A recent publication by a DELTA project team member illustrates how the main direction of water flows in a river enter the practices and stories that make space.

Along the Kemi River in Finnish Lapland, people frequently refer to places as being 'higher' or 'lower' and of moving 'up' or 'down', although the terrain is rather flat. These directions and orientations resonate with the main direction of the river's flow, and with how this flow figures in people's memories and place names. This article illustrates how stories and experiences of river travel and transport can shape space.

The article introduces the term 'fluvitory' to de-centre the primacy of a 'territory' imagination, where the ground is seen as fundamental, and rivers and water flows as secondary features; instead, a fluvitory perspective begins by following the rivers - as did the people of the Kemi River basin - and opens up the land from the the river bank onwards.

Along the Kemi River, the fluvitory perspective also equates 'upstream' with 'north', which again resonates with a host of experiences and centre-periphery relations in Lapland. 

Thinking the fluvitory further, into the lifeworlds of delta inhabitants rather than river dwellers, may become an in interesting challenge for the DELTA project. What happens to the fluvitory, if there is no significant main direction of the current? What happens if this main current changes directions twice a day? Where is up and down then? 

You can access the article online.

A short excerpt from the article:

The host of everyday activities in which people have been engaging along the riverbanks have shaped a clear understanding of ‘up’ and ‘down’ according to the river’s flow. When washing laundry, cutting hay or simply watching the water’s currents in summer or the passing of ice floes in spring, generations of river dwellers have perceived the dominant direction of movement. Living and working on the river, in short, meant dwelling not just in a world of flows but in a world flowing into a particular direction. Because both travel routes and settlements were concentrated along the rivers, these watercourses served as crucial organisers of the river dwellers’ world. As people and things came and went along the river, and many activities were tied to its waters, people’s geography must have resembled more a ‘fluvitory’ of rivers, tributaries and brooks than a territory, a plane crisscrossed by rivers and dotted with hills.

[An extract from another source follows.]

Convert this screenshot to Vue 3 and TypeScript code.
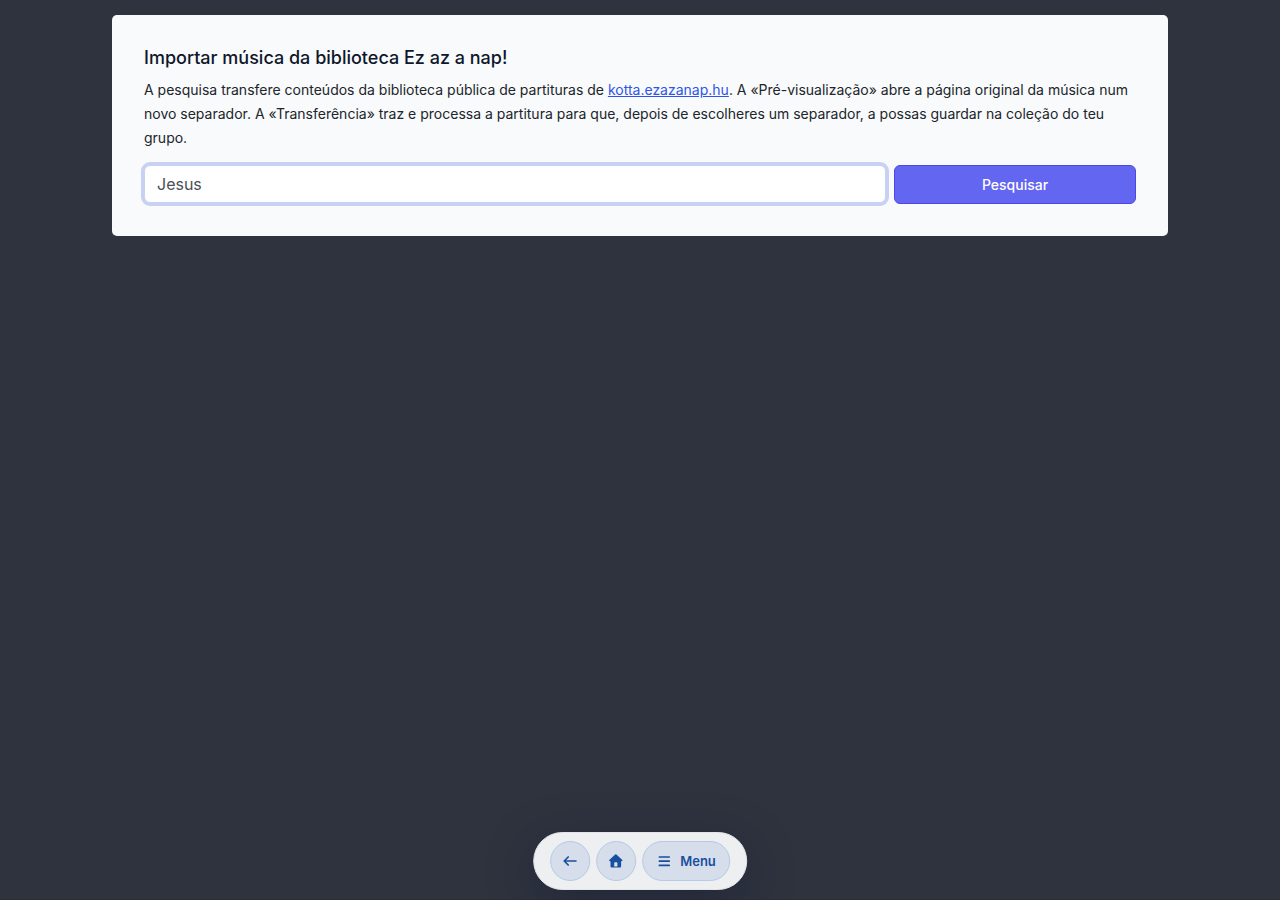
<script setup lang="ts">
import { ref } from 'vue'

const query = ref<string>('Jesus')
</script>

<template>
  <div class="page">
    <main class="card">
      <h1 class="title">Importar música da biblioteca Ez az a nap!</h1>
      <p class="intro">
        A pesquisa transfere conteúdos da biblioteca pública de partituras de
        <a href="#">kotta.ezazanap.hu</a>. A «Pré-visualização» abre a página original da música num novo separador. A
        «Transferência» traz e processa a partitura para que, depois de escolheres um separador, a possas guardar na
        coleção do teu grupo.
      </p>
      <form class="search" @submit.prevent>
        <div class="field">
          <input v-model="query" class="query" type="text" aria-label="Pesquisar música" />
        </div>
        <div class="action">
          <button class="submit" type="submit">Pesquisar</button>
        </div>
      </form>
    </main>

    <nav class="dock" aria-label="Navegação">
      <button class="pill round" type="button" aria-label="Voltar">
        <svg width="16" height="16" viewBox="0 0 16 16" aria-hidden="true">
          <path d="M13.700 8H2.200M6 4L2 8l4 4" fill="none" stroke="currentColor" stroke-width="1.700" stroke-linecap="round" stroke-linejoin="round" />
        </svg>
      </button>
      <button class="pill round" type="button" aria-label="Início">
        <svg width="16" height="16" viewBox="0 0 16 16" aria-hidden="true">
          <path
            d="M7 1.500a.9.9 0 0 1 1.200 0l5.700 5.300c.6.6.3 1.400-.5 1.400h-.5v5c0 .9-.6 1.400-1.400 1.400H3.700c-.8 0-1.400-.5-1.400-1.400v-5h-.5c-.8 0-1.100-.8-.5-1.400zM6.700 9.200a.7.700 0 0 0-.7.700v3.600h3.200V9.900a.7.700 0 0 0-.7-.7z"
            fill="currentColor"
            fill-rule="evenodd"
          />
        </svg>
      </button>
      <button class="pill menu" type="button">
        <svg width="16" height="16" viewBox="0 0 16 16" aria-hidden="true">
          <path d="M3.200 4h9.800M3.200 8.200h9.800M3.200 12.400h9.800" fill="none" stroke="currentColor" stroke-width="1.700" stroke-linecap="round" />
        </svg>
        <span>Menu</span>
      </button>
    </nav>
  </div>
</template>

<style>
body {
  background: #2f333e;
}
</style>

<style scoped>
.page {
  box-sizing: border-box;
  min-height: 100vh;
  padding: 15px 16px 96px;
  background: #2f333e;
  border-bottom: 1px solid #332c38;
  font-family: Inter, "Liberation Sans", sans-serif;
}

.card {
  box-sizing: border-box;
  max-width: 1056px;
  margin: 0 auto;
  padding: 32px;
  border-radius: 5px;
  background: #f8fafc;
  color: #212529;
}

.title {
  margin: 0 0 9px;
  color: #0f172a;
  font-size: 18px;
  font-weight: 500;
  line-height: 22px;
}

.intro {
  margin: 0 0 15px;
  font-size: 14px;
  line-height: 24px;
}

.intro a {
  color: #2f55e8;
  text-decoration: underline;
}

.search {
  display: flex;
  align-items: flex-start;
  margin: 0 -4px;
}

.field,
.action {
  box-sizing: border-box;
  padding: 0 4px;
}

.field {
  width: 75%;
}

.action {
  width: 25%;
}

.query {
  box-sizing: border-box;
  display: block;
  width: 100%;
  height: 38px;
  padding: 0 12px;
  border: 1px solid #c8d1f3;
  border-radius: 6px;
  outline: none;
  box-shadow: 0 0 0 3px #c8d1f3;
  background: #fff;
  color: #495057;
  font-family: inherit;
  font-size: 16px;
}

.submit {
  display: block;
  width: 100%;
  height: 39px;
  padding: 0 16px;
  border: 1px solid #4f46e5;
  border-radius: 6px;
  background: #6366f1;
  color: #fff;
  font-family: inherit;
  font-size: 14px;
  font-weight: 500;
  cursor: pointer;
}

.dock {
  position: fixed;
  bottom: 10px;
  left: 50%;
  box-sizing: border-box;
  display: flex;
  gap: 6px;
  padding: 8px 16px;
  border: 1px solid #e1e4e8;
  border-radius: 29px;
  background: #eeeff1;
  box-shadow: 0 12px 48px rgba(15, 23, 52, 0.4);
  transform: translateX(-50%);
}

.pill {
  box-sizing: border-box;
  display: flex;
  align-items: center;
  justify-content: center;
  height: 40px;
  border: 1px solid #b5cae6;
  border-radius: 20px;
  background: #d6deeb;
  color: #184f9e;
  font-family: inherit;
  font-size: 13px;
  font-weight: 600;
  cursor: pointer;
}

.round {
  width: 40px;
  padding: 0;
}

.menu {
  gap: 8px;
  padding: 0 13px;
}
</style>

I propose the term fluvitory for two reasons: first, it points to a specific aspect of Oslender’s ‘aquatic space’, namely, the space-making capacities of people’s encounters with the rivers’ currents. Albeit heterogeneous, these currents along the Kemi River are largely unidirectional, materialising a poignant differentiation between upwards and downwards. Second, the term fluvitory is to unsettle the implicit bias of ‘territory’ towards terra firma, and thereby contributes a concrete proposition to the recent calls for more ‘wet’ and less ‘terrestocentric’ approaches as outline above. Territory is often associated with land or terrain, which have a solid and passive ring to them even when dubbed as property and military stage, respectively. By foregrounding fluvial dynamics, my proposition also differs from recent conceptualisations of ‘hydrosocial territory’, which aim at understanding territorialisation through a political ecology approach to water control.

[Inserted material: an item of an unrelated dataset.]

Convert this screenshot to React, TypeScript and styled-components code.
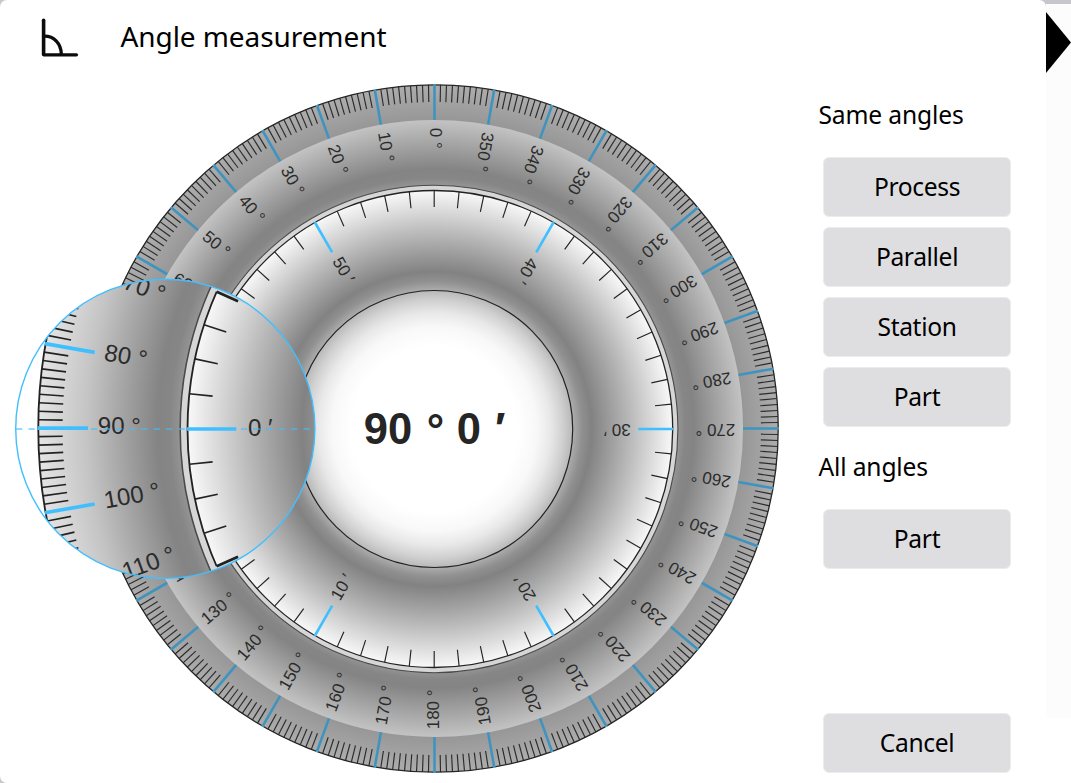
import React from "react";
import styled, { createGlobalStyle } from "styled-components";

const GlobalStyle = createGlobalStyle`
  * { box-sizing: border-box; }
  html, body, #root { height: 100%; }
  body {
    margin: 0;
    overflow: hidden;
    background: #c9c9cd;
    color: #000;
    font-family: "Noto Sans", sans-serif;
  }
`;

const Screen = styled.div`
  display: flex;
  width: 1071px;
  height: 783px;
`;

const Dialog = styled.main`
  display: flex;
  width: 1046px;
  height: 783px;
  background: #fff;
  border-radius: 7px 7px 0 7px;
`;

const Workspace = styled.section`
  display: flex;
  flex-direction: column;
  width: 818px;
`;

const Header = styled.header`
  display: flex;
  align-items: center;
  height: 74px;
  padding-left: 40px;
`;

const HeaderIcon = styled.svg`
  width: 40px;
  height: 40px;
  margin-top: 2px;
`;

const Title = styled.h1`
  margin: 0 0 2px 40.5px;
  font-size: 28px;
  font-weight: 400;
  line-height: 38px;
  letter-spacing: -0.08px;
  white-space: nowrap;
`;

const DialSvg = styled.svg`
  display: block;
  width: 800px;
  height: 709px;
  font-family: "Liberation Sans", Arial, sans-serif;
`;

const Sidebar = styled.aside`
  display: flex;
  flex-direction: column;
  width: 200px;
  padding: 98px 0 11px;
`;

const GroupTitle = styled.h2`
  margin: 0 0 0 0.5px;
  font-size: 24.6px;
  font-weight: 400;
  line-height: 34px;
  letter-spacing: -0.15px;
  white-space: nowrap;
`;

const ButtonGroup = styled.div`
  display: flex;
  flex-direction: column;
  gap: 11px;
  padding: 25px 0 0 5px;
  margin-bottom: 24px;
`;

const ActionButton = styled.button`
  width: 188px;
  height: 60px;
  margin-bottom: -1px;
  padding: 0 0 2px;
  border: 1px solid #ececee;
  border-radius: 6px;
  background: #dedee0;
  color: #000;
  font: 400 24.6px "Noto Sans", sans-serif;
  letter-spacing: -0.35px;
`;

const Footer = styled.div`
  margin-top: auto;
  padding-left: 5px;
`;

const Edge = styled.div`
  width: 25px;
  height: 783px;
  border-top: 4px solid #c6c6cc;
  background: linear-gradient(#fcfcfc 714px, #fff 714px);
`;

const Arrow = styled.svg`
  display: block;
  width: 25px;
  height: 62px;
  margin-top: 8px;
`;

const INK = "#222";
const LABEL = "#2b2b2b";
const BLUE = "#40bfff";

const OUTER_R = 343.7;
const GAP_R = 243.7;
const INNER_R = 238.5;
const HUB_R = 138.5;

type ScaleProps = {
  /** Limits the drawn labels to a range of degrees or minutes. */
  showLabel?: (value: number) => boolean;
  labelRadius?: number;
};

const all = () => true;
const ring = (count: number) => Array.from({ length: count }, (_, i) => i);

/* Degree scale: the angle grows counter-clockwise from the top. */
function DegreeScale({ showLabel = all, labelRadius = 300.8 }: ScaleProps) {
  return (
    <g>
      <circle r={OUTER_R} fill="url(#degreeFill)" stroke={INK} strokeWidth={1.3} />
      {ring(360).filter((d) => d % 10 !== 0).map((d) => (
        <line key={d} y1={-OUTER_R} y2={-326.5} stroke={INK} strokeWidth={1.15} transform={`rotate(${-d})`} />
      ))}
      {ring(36).map((i) => (
        <g key={i} transform={`rotate(${-i * 10})`}>
          <line y1={-OUTER_R - 0.5} y2={-308.5} stroke={BLUE} strokeWidth={2.6} />
          {showLabel(i * 10) && (
            <text transform={`translate(0 ${-labelRadius}) rotate(90)`} y={4.4} fontSize={17} fill={LABEL}>
              {`${i * 10} °`}
            </text>
          )}
        </g>
      ))}
    </g>
  );
}

/* Minute scale: zero lies on the left, and minutes grow counter-clockwise. */
function MinuteScale({ showLabel = all, labelRadius = 196.5 }: ScaleProps) {
  return (
    <g>
      <circle r={INNER_R} fill="url(#minuteFill)" stroke={INK} strokeWidth={1.3} />
      {ring(60).map((m) => (
        <g key={m} transform={`rotate(${-90 - m * 6})`}>
          {m % 10 === 0 ? (
            <>
              <line y1={-INNER_R - 0.5} y2={-204} stroke={BLUE} strokeWidth={2.6} />
              {showLabel(m) && (
                <text transform={`translate(0 ${-labelRadius}) rotate(90)`} y={4.6} fontSize={17} fill={LABEL}>
                  {`${m} ′`}
                </text>
              )}
            </>
          ) : (
            <line y1={-INNER_R} y2={-222} stroke={INK} strokeWidth={1.15} />
          )}
        </g>
      ))}
    </g>
  );
}

function GapRing() {
  return <circle r={GAP_R} fill="#d6d6d6" stroke="#4a4a4a" strokeWidth={1.1} />;
}

function Magnifier() {
  const scale = 1.415;
  return (
    <g>
      <circle cx={165.3} cy={428.8} r={149.6} fill="#fff" />
      <g clipPath="url(#lensClip)">
        <g transform={`translate(524.6 428.2) scale(${scale})`}>
          <DegreeScale showLabel={(d) => d >= 70 && d <= 110} labelRadius={301.6} />
        </g>
        <g transform={`translate(525 429) scale(${scale})`}>
          <GapRing />
          <g clipPath="url(#wedgeClip)">
            <MinuteScale showLabel={(m) => m === 0} labelRadius={195.8} />
          </g>
          {[-24, 24].map((a) => (
            <line key={a} x1={-INNER_R} x2={-222} stroke={INK} strokeWidth={1.8} transform={`rotate(${a})`} />
          ))}
        </g>
      </g>
      <line x1={16} x2={315} y1={429} y2={429} stroke={BLUE} strokeWidth={1.6} strokeDasharray="6.3 6.2" opacity={0.75} />
      <circle cx={165.3} cy={428.8} r={149.6} fill="none" stroke={BLUE} strokeWidth={1.4} />
    </g>
  );
}

function Protractor() {
  return (
    <DialSvg viewBox="0 74 800 709">
      <defs>
        <radialGradient id="degreeFill" gradientUnits="userSpaceOnUse" cx={0} cy={0} r={OUTER_R}>
          <stop offset={0.7} stopColor="#9a9a9a" />
          <stop offset={0.73} stopColor="#868686" />
          <stop offset={0.755} stopColor="#848484" />
          <stop offset={0.9} stopColor="#c4c4c4" />
          <stop offset={1} stopColor="#e4e4e4" />
        </radialGradient>
        <radialGradient id="minuteFill" gradientUnits="userSpaceOnUse" cx={0} cy={0} r={INNER_R}>
          <stop offset={0.57} stopColor="#b4b4b4" />
          <stop offset={0.62} stopColor="#909090" />
          <stop offset={0.66} stopColor="#828282" />
          <stop offset={0.83} stopColor="#bcbcbc" />
          <stop offset={1} stopColor="#f8f8f8" />
        </radialGradient>
        <radialGradient id="hubFill" gradientUnits="userSpaceOnUse" cx={0} cy={0} r={HUB_R}>
          <stop offset={0.6} stopColor="#fff" />
          <stop offset={0.74} stopColor="#f8f8f8" />
          <stop offset={0.84} stopColor="#e8e8e8" />
          <stop offset={0.93} stopColor="#d0d0d0" />
          <stop offset={1} stopColor="#b8b8b8" />
        </radialGradient>
        <clipPath id="lensClip">
          <circle cx={165.3} cy={428.8} r={149.6} />
        </clipPath>
        <clipPath id="wedgeClip">
          <path d="M0 0L-274 -122V122Z" />
        </clipPath>
      </defs>
      <g transform="translate(434.5 428.5)">
        <DegreeScale showLabel={(d) => d <= 60 || d >= 120} />
        <circle r={326.1} fill="none" stroke="#3c3c3c" strokeOpacity={0.33} strokeWidth={35.2} />
      </g>
      <g transform="translate(434.2 429)">
        <GapRing />
        <MinuteScale showLabel={(m) => m !== 0} />
        <circle r={HUB_R} fill="url(#hubFill)" stroke={INK} strokeWidth={1.2} />
        <text x={-70.5} y={14.5} fontSize={43.5} fontWeight={700} fill="#252525">
          90 <tspan dx={2.5} dy={1}>°</tspan> <tspan dx={0.5} dy={-1}>0</tspan> <tspan dx={2}>′</tspan>
        </text>
      </g>
      <Magnifier />
    </DialSvg>
  );
}

export default function App() {
  return (
    <Screen>
      <GlobalStyle />
      <Dialog>
        <Workspace>
          <Header>
            <HeaderIcon viewBox="0 0 40 40" fill="none" stroke="#0c0c0c" strokeLinecap="round">
              <path d="M3.6 2.2V36.5" strokeWidth={3.6} />
              <path d="M4 36.8H36.5" strokeWidth={3.2} />
              <path d="M4.5 18.2C14 18.2 21 25.5 21.3 36" strokeWidth={3.3} />
            </HeaderIcon>
            <Title>Angle measurement</Title>
          </Header>
          <Protractor />
        </Workspace>
        <Sidebar>
          <GroupTitle>Same angles</GroupTitle>
          <ButtonGroup>
            <ActionButton>Process</ActionButton>
            <ActionButton>Parallel</ActionButton>
            <ActionButton>Station</ActionButton>
            <ActionButton>Part</ActionButton>
          </ButtonGroup>
          <GroupTitle>All angles</GroupTitle>
          <ButtonGroup>
            <ActionButton>Part</ActionButton>
          </ButtonGroup>
          <Footer>
            <ActionButton>Cancel</ActionButton>
          </Footer>
        </Sidebar>
      </Dialog>
      <Edge>
        <Arrow viewBox="0 0 25 62">
          <path d="M0 0L25 30.5L0 61Z" fill="#000" />
        </Arrow>
      </Edge>
    </Screen>
  );
}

Introducing the fluvitory term is not to re-inscribe an opposition between water and land, but to shift our way of understanding space as formed not only by terrestrial activities and stories set on passive ‘terrain’ or ‘land’ but also by fluvial ones, set within the movements of a world of currents and eddies. Of course, also ‘river dwellers’ live on the land, herd land-based reindeer, manage forest on dry land and mostly drive on solid roads. However, approaching their lifeworlds as a fluvitory does not privilege solid land as primary, which would see riverine flows as secondary add-ons to a generally fixed territory. Rather, it starts with the rivers’ currents, as do many traditionally significant activities along the Kemi River, and relates them to the land.